EXERCISE GOAL: In the listing below, locate the lines that hold "index" and copy them.
━━━ DATA EXCERPT
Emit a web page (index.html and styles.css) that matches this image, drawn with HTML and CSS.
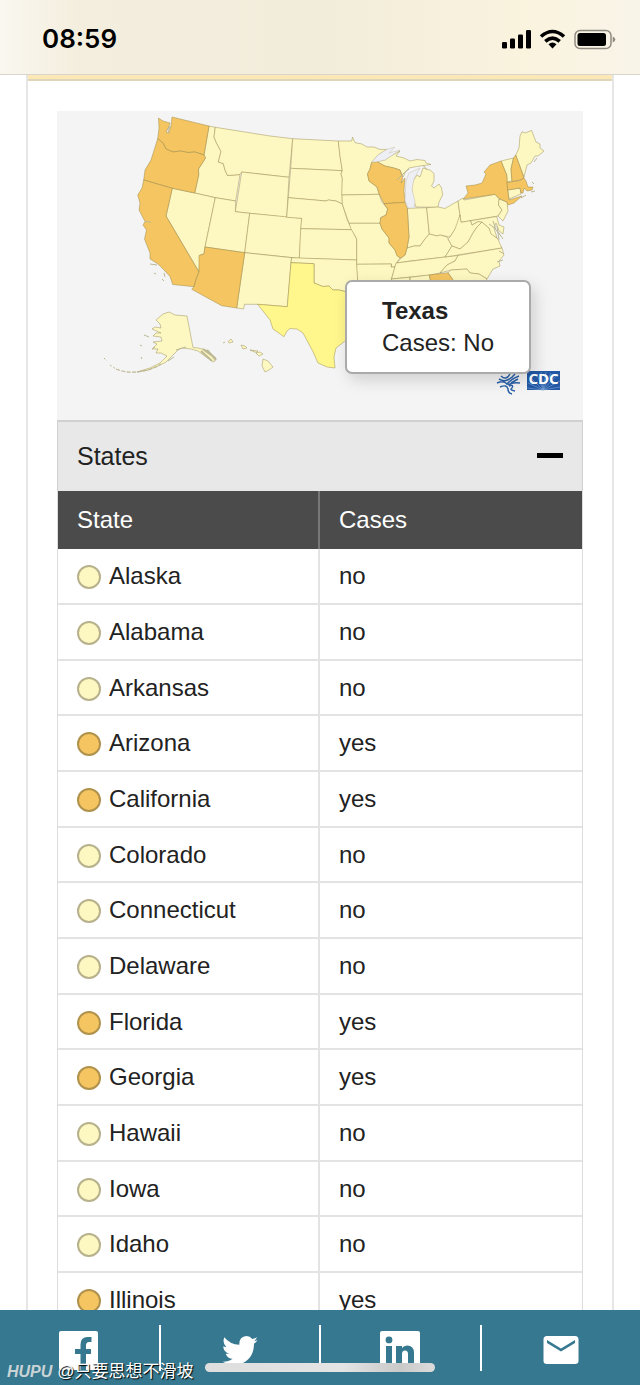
FILE: index.html
```html
<!DOCTYPE html>
<html lang="en">
<head>
	<meta charset="UTF-8">
	<meta name="viewport" content="width=device-width, initial-scale=1">
	<title>States Reporting Cases</title>

	<link rel="stylesheet" href="styles.css">
</head>
<body>

<div class="status-bar">
	<div class="time">08:59</div>
	<svg class="status-icons" viewBox="500 28 116 22" aria-hidden="true">
		<rect x="502" y="42" width="5" height="6.5" rx="1.3"/>
		<rect x="510" y="38.500" width="5" height="10" rx="1.3"/>
		<rect x="518" y="34.500" width="5" height="14" rx="1.3"/>
		<rect x="526" y="30" width="5" height="18.500" rx="1.3"/>
		<g fill="none" stroke="#000" stroke-width="3.600">
			<path d="M541 36.500Q552.500 26.500 564 36.500"/>
			<path d="M545.300 41.300Q552.500 35 559.700 41.300"/>
		</g>
		<path d="M548.500 44.200Q552.500 41 556.500 44.200L552.500 48.500Z"/>
		<rect x="575" y="30.500" width="36" height="18" rx="5" fill="none" stroke="#8f8b80" stroke-width="1.500"/>
		<rect x="577.500" y="33" width="28.500" height="13" rx="2.500"/>
		<path d="M612.700 36.500Q615.300 37.500 615.300 39.500Q615.300 41.500 612.700 42.500Z" fill="#8f8b80"/>
	</svg>
</div>

<main class="content">
	<div class="card">
		<div class="card-head"></div>
		<div class="card-body">

			<div class="map-wrap">
				<svg class="map" viewBox="57 111 526 309" role="img" aria-label="Map of states with cases">
					<g class="no">
						<!-- Idaho, Montana, Wyoming -->
						<path d="M209 126L215.300 127.300L214 137L216.500 143L221 151.500L218.300 162L223.300 163.500L225 170L227.500 175.500L234 175L240 174.500L235.700 201L215.300 197.700L194.700 193L198.700 175L198.500 169L205.500 158L204 155Z"/>
						<path d="M215.300 127.300L270 136L292.700 138.700L289 177.300L241.700 172L240 174.500L234 175L227.500 175.500L225 170L223.300 163.500L218.300 162L221 151.500L216.500 143L214 137Z"/>
						<path d="M241.700 172L289 177.300L286.700 217.300L249.700 213.300L235.300 211.700Z"/>
						<!-- Nevada, Utah, Colorado, New Mexico -->
						<path d="M172.300 188.300L194.700 193L215.300 197.700L205 247L204 254L200 255L199 272L166 216Z"/>
						<path d="M215.300 197.700L235.700 201L235.300 211.700L249.700 213.300L244.700 252.700L205 247Z"/>
						<path d="M249.700 213.300L301.700 218.300L299.300 258.300L244.700 252.700Z"/>
						<path d="M244.700 252.700L291.700 257.700L291 262.700L287.300 306.700L257.700 304.300L244.500 304.300L243.500 309L236.700 308Z"/>
						<!-- Dakotas, Nebraska, Kansas, Oklahoma -->
						<path d="M292.700 138.700L338.300 141L340 156L342.300 170.700L290.700 168.300Z"/>
						<path d="M290.700 168.300L342.300 170.700L341 174L342.300 178L342.300 204L336 201L328.300 200L326 201L288.300 197.700Z"/>
						<path d="M288.300 197.700L326 201L328.300 200L336 201L342.300 204L347.300 220L352.300 229.700L300.700 228.700L301.700 218.300L286.700 217.300Z"/>
						<path d="M300.700 228.700L352.300 229.700L354 234L356.700 239L356.700 260L299.300 258.300Z"/>
						<path d="M291.700 257.700L356.700 260L358.500 292L345 291.500L339 290L333 290L329 286L323 286.500L314 283L314 263.700L291 262.700Z"/>
						<!-- Minnesota, Iowa, Missouri, Arkansas -->
						<path d="M338.300 141L351.700 141L352.500 137L355 142.700L362 144L367 147L374 147L380 149.500L387 149.300L378 155L371.700 162.300L370 169L367.500 174L369 181L377 187L379.300 194.300L341.700 195L342.300 178L341 174L342.300 170.700L340 156Z"/>
						<path d="M342 195L379.300 194.300L381.700 201.700L387.700 209L386 215L380.700 217.700L380 223.300L349 223.300L342.300 204Z"/>
						<path d="M349 223.300L380 223.300L382 229L389 238L389 243L395 250L397 255L400 258L397 262L395 267L391 267L391.500 264L356.700 264.300L356.700 239L354 234L351 229Z"/>
						<path d="M356.700 264.300L391.500 264L391 267L395 267L391 281L389 294L358.500 294Z"/>
						<!-- Michigan -->
						<path d="M376.700 161.700L385 160L391 156L400 151L396 156L404 158L410 161L417 159.500L425 160.500L426 163L431 164.500L424 165.500L416.500 166.500L409 168L406 171L403 177L400 170L394 168L385 166Z"/>
						<path d="M423 168L430 170L434 173.500L434 181L431.500 186L434 188L439 184L441.500 188L442.700 195L439 202L438 207.300L416 207L413.500 200L411.700 189L413 181L417 175L420 177Z"/>
						<!-- Indiana, Ohio, Kentucky, Tennessee -->
						<path d="M407.300 208.300L426.700 207.700L429.300 234L425 239L420 246L414 246L407 248L409 237Z"/>
						<path d="M426.700 207.700L438 207L445 208.500L451 205L458 201L460 215L458 225L450 237L440 235L437 236L429.300 234Z"/>
						<path d="M397 263L401 258L405 255L407 248L414 246L420 246L425 239L429.300 234L437 236L440 235L447 237L452 246L445 257L410 261Z"/>
						<path d="M396 263L445 257L458 255.500L455 261L447 265L440 273L430 275L391.500 279Z"/>
						<!-- Pennsylvania, West Virginia, Virginia, Carolinas -->
						<path d="M458 201L463 198L464 200L495 194.300L499.300 199L498.500 205L502 210L498 216L461 222.300Z"/>
						<path d="M460 215L461 222.300L470.700 220.700L472 225L478 221.500L482 222L477 227L473 233L468 242L460 249L452 246L448 239L450 237L455 229Z"/>
						<path d="M445 257L452 246L460 249L468 242L473 233L477 227L482 222L489 228L492 234L498 239L500 244L502 248Z"/>
						<path d="M470.700 220.700L496.700 216.500L499 225L504 227L503 234L499 231L496 223L494 228L497 238L491 234L489 228L482 222L478 221.500L472 225Z"/>
						<path d="M458 255.500L502 248L504 255L499 261L500 266L493 269L487 279L479 274L470 273L467 269L451 270L440 273L447 265L455 261Z"/>
						<path d="M448 272.700L451 270L467 269L470 273L479 274L487 279L478 292L460 292L453 280Z"/>
						<path d="M391.500 279L410 277.300L409 294L389 294ZM410 277.300L429.300 275L433 294L409 294Z"/>
						<!-- New Jersey and New England -->
						<path d="M499 199L507 202L508 211L503 221L498 216L502 210L498.500 205Z"/>
						<path d="M501 161L513.500 158L511 169L512 181L507 182L506.700 175Z"/>
						<path d="M515.700 155L519 148L520 136L522 131.700L525 133L531.700 130.500L536 142L540 144L540 148L544 151L538 156L535 156L531 163L527 165L524 177Z"/>
						<path d="M507.700 190L520 188L521 194L509 199Z"/>
						<!-- Alaska -->
						<path d="M156 320L163 314L169 312L175 315L187 316L193 347.500L198 348L206 350L216 358L214 362L206 357L198 351L191 349L182 348L178 350L172 356L166 362L158 366L148 370L137 372L150 368L160 363L167 356L161 353L156 353L158 349L152 349L157 344L153 342L162 341L161 337L153 336L156 333L161 333L152 329L155 327L161 328L160 324Z"/>
						<!-- Hawaii -->
						<path d="M228 341.500L231 339L233 342L229 343ZM241 345L245 346L247 348L243 349ZM250 350L258 351L256 352.500ZM256 353L260 352L263 354L259 356ZM263 359L268 361L273 367L269 370L265 372L262 366Z"/>
					</g>

					<g class="yes">
						<path d="M158.500 118L163 121L170 123L168 129L166 132L169 133L171 126L172 117L209 126L204 155L195 152L188 152.500L180 151L173 152L166 149L163 143L157.700 138.700L159 128Z"/>
						<path d="M157.700 138.700L163 143L166 149L173 152L180 151L188 152.500L195 152L204 155L205.500 158L198.500 169L198.700 175L194.700 193L172.300 188.300L143.700 180L145 170L151 160Z"/>
						<path d="M143.700 180L172.300 188.300L166 216L199 272L196.500 278L194 286.700L172.700 284.500L170 276.500L164 270L158 264L150 259L150 253L144.500 239L146.500 230L143 225L145 221.500L139 210L140 203L137.700 195L142 188Z"/>
						<path d="M205 247L244.700 252.700L236.700 308L221.700 305.700L191.700 289.300L194 286.700L196.500 278L199 272L199 255.500L204 254Z"/>
						<path d="M371.700 162.300L376.700 161.700L385 166L394 168L400 170L402.700 178.300L401 183L405 178L404 190L405 202.300L384 203.700L379.300 194.300L377 187L369 181L367.500 174L370 169Z"/>
						<path d="M384 203.700L405 202.300L407.300 208.300L409 237L407 248L405 255L401 258L397 256L395 250L389 243L389 238L382 229L380 223.300L380.700 217.700L386 215L387.700 209Z"/>
						<path d="M463.300 199L468 193L466 186L475 185L482 183L486 174L484 172L490 165L501 161L506.700 175L507.700 190L509 200L522 196L514 203L508 205L507 202L499 198.500L495 194.300Z"/>
						<path d="M515.700 155L520 167L524 178L520 180L512 181.500L511 169L513.500 158Z"/>
						<path d="M507 182.500L520 180.500L524 178L526 181L528 187L533 187L532 190L527 191L524 188L523 193L521 193L520 188L507.700 190Z"/>
						<path d="M429.300 275L448 272.700L453 280L463 294L433 294Z"/>
					</g>

					<path class="current" d="M291 262.700L314 263.700L314 283L323 286.500L329 286L333 290L339 290L345 291.500L358 294L360 330L350 339L345 341L336 348L334 357L335 368L327 367L318 363L313 351.700L303 333L297 329L290 328.500L287 331L284 336.700L273 329L270 320L257.700 304.300L287.300 306.700Z"/>

					<!-- coast details and islands -->
					<g class="coast">
						<path d="M167 130L169 127M170 126L168 133M145 221.500L151 222M150 264L157 265M154 273L156 274M164 273L165 277M162 279L164 281"/>
						<path d="M104 358L107 361M110 365L116 369" stroke-dasharray="2 2"/>
						<path d="M116 369Q126 373 137 372Q150 371 161 364" stroke-dasharray="4 1.500" stroke-width="1.200"/>
						<path d="M144 335L149 337M140 345L142 346M141 357L142 359M152 349L155 347M168 361L174 357M176 350L186 347"/>
						<path d="M203 349L215 358M201 351L212 361M207 350L216 360" stroke-width="2"/>
						<path d="M223 343L225 342M534 184L532 182M531 192L535 191M521 198L526 195M534 162L537 158M493 221L496 230L500 235M497 226L499 240M498 232L503 239M499 251L504 254M497 262L503 260M489 224L496 229"/>
						<path d="M397 180L404 173L409 169M423 165L427 170"/>
					</g>
					<path class="lake" d="M420 168L409 173L406 181L405 200L408 208L414 208L415 202L412 189L414 179Z"/>
					<path class="lake" d="M371.700 162.300L378 155L387 149.300L395 147L389 153L400 150L391 156L385 160L376.700 161.700Z"/>

					<!-- HHS eagle -->
					<g class="hhs">
						<path d="M497 383Q504 380 507 384Q511 379 519 376M499 379Q507 384 515 374M501 376Q506 381 510 374M508 385Q512 382 520 383M500 387Q507 384 508 389Q508 393 512 394M509 386Q514 384 512 388Q509 390 515 391M511 383L518 379"/>
					</g>
					<!-- CDC mark -->
					<rect x="527" y="371" width="33" height="19" fill="#2258a5"/>
					<path class="rays" d="M543 390L527 388M543 390L528 383M543 390L531 378M543 390L537 374M543 390L541 372M543 390L546 372M543 390L551 373M543 390L556 376M543 390L560 381M543 390L560 387"/>
					<text class="cdc" x="543.500" y="384" text-anchor="middle">CDC</text>
				</svg>

				<div class="tooltip">
					<strong>Texas</strong>
					<div>Cases: No</div>
				</div>
			</div>

			<button class="toggle" type="button" aria-expanded="true">
				<span>States</span>
				<span class="minus"></span>
			</button>

			<table class="states">
				<thead>
					<tr><th scope="col">State</th><th scope="col">Cases</th></tr>
				</thead>
				<tbody>
					<tr><td><span class="dot"></span>Alaska</td><td>no</td></tr>
					<tr><td><span class="dot"></span>Alabama</td><td>no</td></tr>
					<tr><td><span class="dot"></span>Arkansas</td><td>no</td></tr>
					<tr><td><span class="dot dot-yes"></span>Arizona</td><td>yes</td></tr>
					<tr><td><span class="dot dot-yes"></span>California</td><td>yes</td></tr>
					<tr><td><span class="dot"></span>Colorado</td><td>no</td></tr>
					<tr><td><span class="dot"></span>Connecticut</td><td>no</td></tr>
					<tr><td><span class="dot"></span>Delaware</td><td>no</td></tr>
					<tr><td><span class="dot dot-yes"></span>Florida</td><td>yes</td></tr>
					<tr><td><span class="dot dot-yes"></span>Georgia</td><td>yes</td></tr>
					<tr><td><span class="dot"></span>Hawaii</td><td>no</td></tr>
					<tr><td><span class="dot"></span>Iowa</td><td>no</td></tr>
					<tr><td><span class="dot"></span>Idaho</td><td>no</td></tr>
					<tr><td><span class="dot dot-yes"></span>Illinois</td><td>yes</td></tr>
				</tbody>
			</table>

		</div>
	</div>
</main>

<footer class="share-bar">
	<a href="#" aria-label="Facebook">
		<svg viewBox="0 0 40 40">
			<path fill-rule="evenodd" d="M2 0H37Q39 0 39 2V37Q39 39 37 39H27V23H32V18H27V14.500Q27 11 30 11H32.500V6H28.500Q21.500 6 21.500 13.500V18H16V23H21.500V39H2Q0 39 0 37V2Q0 0 2 0Z"/>
		</svg>
	</a>
	<a href="#" aria-label="Twitter">
		<svg viewBox="0 0 40 40">
			<path d="M37.500 9Q36 10 34 10.300Q36.300 8.500 37 6.300Q34.800 7.600 32.300 8Q30 5 26.500 5Q19 5.500 19.300 13.800Q10 13.500 4.300 6.300Q2 12 6.500 16.300Q4.600 16 3.200 15.300Q3.500 21 9 22.700Q7.200 23 5.700 22.700Q7.500 27.500 12.700 27.800Q8.500 31 2.500 30.800Q12 36.500 22 32.500Q34 27 34 12.800Q36.500 11 37.500 9Z"/>
		</svg>
	</a>
	<a href="#" aria-label="LinkedIn">
		<svg viewBox="0 0 40 40">
			<path fill-rule="evenodd" d="M2 0H38Q40 0 40 2V37Q40 39 38 39H2Q0 39 0 37V2Q0 0 2 0ZM6 15H12V33H6ZM9 5.500A3.400 3.400 0 1 0 9 12.300A3.400 3.400 0 1 0 9 5.500ZM16 15V33H22V23Q22 19.500 25 19.500Q28 19.500 28 23V33H34V22Q34 14.500 27 14.500Q24 14.500 22 17V15Z"/>
		</svg>
	</a>
	<a href="#" aria-label="Email">
		<svg viewBox="0 0 40 40">
			<path fill-rule="evenodd" d="M6 5H34Q37.500 5 37.500 8.500V30Q37.500 33 34 33H6Q2.500 33 2.500 30V8.500Q2.500 5 6 5ZM6 9V12L20 20.500L34 12V9L20 17.500Z"/>
		</svg>
	</a>
	<div class="home-indicator"></div>
	<div class="watermark"><b>HUPU</b> <span>@只要思想不滑坡</span></div>
</footer>

</body>
</html>
```
FILE: styles.css
```css
html, body {
	height: 100%;
	margin: 0;
}

body {
	display: flex;
	flex-direction: column;
	background: #fff;
	color: #222;
	font-family: "Liberation Sans", Arial, sans-serif;
	font-size: 24px;
	line-height: 32px;
}

* {
	box-sizing: border-box;
}

/* phone status bar */
.status-bar {
	display: flex;
	flex: none;
	align-items: center;
	justify-content: space-between;
	height: 75px;
	padding: 4px 24px 0 42px;
	border-bottom: 1px solid #d9d5ca;
	background: linear-gradient(90deg, #f9f7f0 0, #f4eede 12%, #f2ecdb 50%, #faf3de 82%, #f8f4e8 100%);
}

.time {
	color: #000;
	font-family: Inter, "Liberation Sans", sans-serif;
	font-size: 26px;
	font-weight: 600;
}

.status-icons {
	width: 116px;
	height: 22px;
}

/* page */
.content {
	flex: 1;
	min-height: 0;
	overflow: auto;
	scrollbar-width: none;
}

.card {
	margin: 0 26px;
	border: solid #e6e6e6;
	border-width: 0 2px;
}

.card-head {
	height: 6px;
	border-bottom: 2px solid #dfd6b8;
	background: #fbe8b6;
}

.card-body {
	padding: 30px 29px 0;
}

/* map */
.map-wrap {
	position: relative;
	background: #f4f4f4;
}

.map {
	display: block;
	width: 100%;
}

.no,
.yes,
.current {
	stroke: #8c7d3c;
	stroke-opacity: .6;
	stroke-width: .7;
	stroke-linejoin: round;
}

.no {
	fill: #fdf7c1;
}

.yes {
	fill: #f4c561;
}

.current {
	fill: #fff68c;
}

.coast {
	fill: none;
	stroke: #bcb894;
}

.lake {
	fill: #eeeef5;
	stroke: #c4c1ad;
	stroke-width: .5;
}

.hhs {
	fill: none;
	stroke: #2b62a9;
	stroke-width: 1.5;
}

.rays {
	stroke: #7fa3d3;
	stroke-width: .6;
}

.cdc {
	fill: #fff;
	font-family: "Noto Sans", sans-serif;
	font-size: 15px;
	font-weight: 700;
}

.tooltip {
	position: absolute;
	top: 169px;
	left: 288px;
	padding: 13px 35px;
	border: 2px solid #aaa;
	border-radius: 7px;
	background: #fff;
	box-shadow: 4px 6px 16px rgba(0, 0, 0, .15);
}

/* accordion heading */
.toggle {
	display: flex;
	align-items: center;
	justify-content: space-between;
	width: 100%;
	height: 71px;
	padding: 0 19px 2px;
	border: 1px solid #d0d0d0;
	border-width: 2px 1px 0;
	background: #e8e8e8;
	color: #222;
	font: inherit;
	font-size: 25px;
}

.minus {
	width: 26px;
	height: 5px;
	background: #000;
}

/* table */
.states {
	width: 100%;
	border: 1px solid #ddd;
	border-width: 0 1px;
	border-spacing: 0;
	table-layout: fixed;
}

.states th,
.states td {
	height: 56px;
	padding: 0 19px;
	border-bottom: 2px solid #e3e3e3;
	text-align: left;
}

.states th {
	height: 58px;
	border-bottom: 0;
	background: #4b4b4b;
	color: #fff;
	font-weight: 400;
}

.states tbody tr:nth-child(3n) td {
	height: 55px;
}

.states th:first-child {
	border-right: 2px solid #777;
}

.states td:first-child {
	border-right: 2px solid #e3e3e3;
}

.dot {
	display: inline-block;
	width: 24px;
	height: 24px;
	margin-right: 8px;
	border: 2px solid #b7b18c;
	border-radius: 50%;
	background: #fdf7c1;
	vertical-align: -5px;
}

.dot-yes {
	border-color: #b0924c;
	background: #f4c561;
}

/* share links */
.share-bar {
	position: relative;
	display: flex;
	flex: none;
	height: 75px;
	padding: 15px 0 14px;
	background: #36788f;
}

.share-bar a {
	display: flex;
	flex: 1;
	justify-content: center;
	padding-top: 6px;
}

.share-bar a + a {
	border-left: 2px solid #fff;
}

.share-bar svg {
	width: 40px;
	height: 40px;
	fill: #fff;
}

.home-indicator {
	position: absolute;
	bottom: 13px;
	left: 50%;
	width: 230px;
	height: 9px;
	margin-left: -115px;
	border-radius: 5px;
	background: linear-gradient(90deg, #dedede 0, #e4e4e4 60%, #c9c9c9 85%, #dcdcdc 100%);
}

.watermark {
	position: absolute;
	bottom: 3px;
	left: 7px;
	display: flex;
	align-items: center;
	gap: 5px;
	color: #fff;
	font-family: "Liberation Sans", "Noto Sans CJK SC", sans-serif;
	font-size: 17px;
	line-height: 20px;
	text-shadow: 1px 1px 1px #000;
}

.watermark b {
	color: #c9d3d6;
	font-size: 16px;
	font-style: italic;
	text-shadow: none;
}
```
━━━━━━
TASK SOLUTION:
Emit a web page (index.html and styles.css) that matches this image, drawn with HTML and CSS.
FILE: index.html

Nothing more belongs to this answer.